QSAR study of the reduction of nitroaromatics by Fe(II) species

The development of predictive models for the reductive transformation of nitroaromatics requires further clarification of the effect of environmentally relevant variables on reaction kinetics and the identification of readily available molecular descriptors for calculating reactivity. Toward these goals, studies were performed on the reduction of a series of monosubstituted nitrobenzenes in Fe(II)-treated goethite suspensions. The energy of the lowest unoccupied molecular orbital, E-LUMO(B3LYP/6-31G*,E-water), of the nitrobenzenes was capable of explaining 99% of the variability in the rates.

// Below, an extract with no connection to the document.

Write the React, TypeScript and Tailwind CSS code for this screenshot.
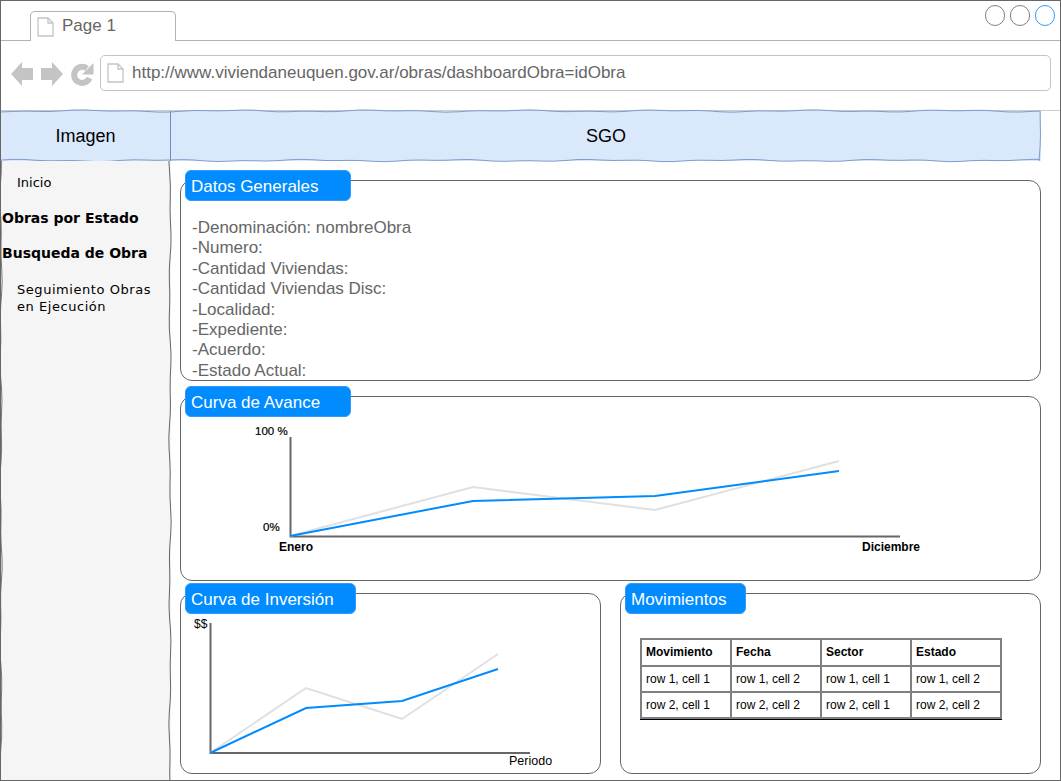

Results of experiments in which the surface area loading of ferric oxides was systematically varied indicate that (i) the reactivity of mineral-surface-associated Fe(II), Fe(II) surf, toward the reduction of p-cyanonitrobenzene (CNNB) decreased in the order hematite > goethite > lepidocrocite > ferrihydrite and (ii) the surface density of Fe(II) surf did not play a crucial role in determining the observed reactivity trend. CNNB was reduced in Fe(II)only control experiments in a pH range of 7.28-7.97 with a pH dependency consistent with the transformation of Fe(II) to Fe(OH)(3) or related oxides. The pH dependency of the reduction of CNNB in Fe(II)-treated ferric oxide suspensions (pH 6.1-7.97) could be accounted for by the oxidation of Fe(II)(surf), forming an Fe( III) oxide.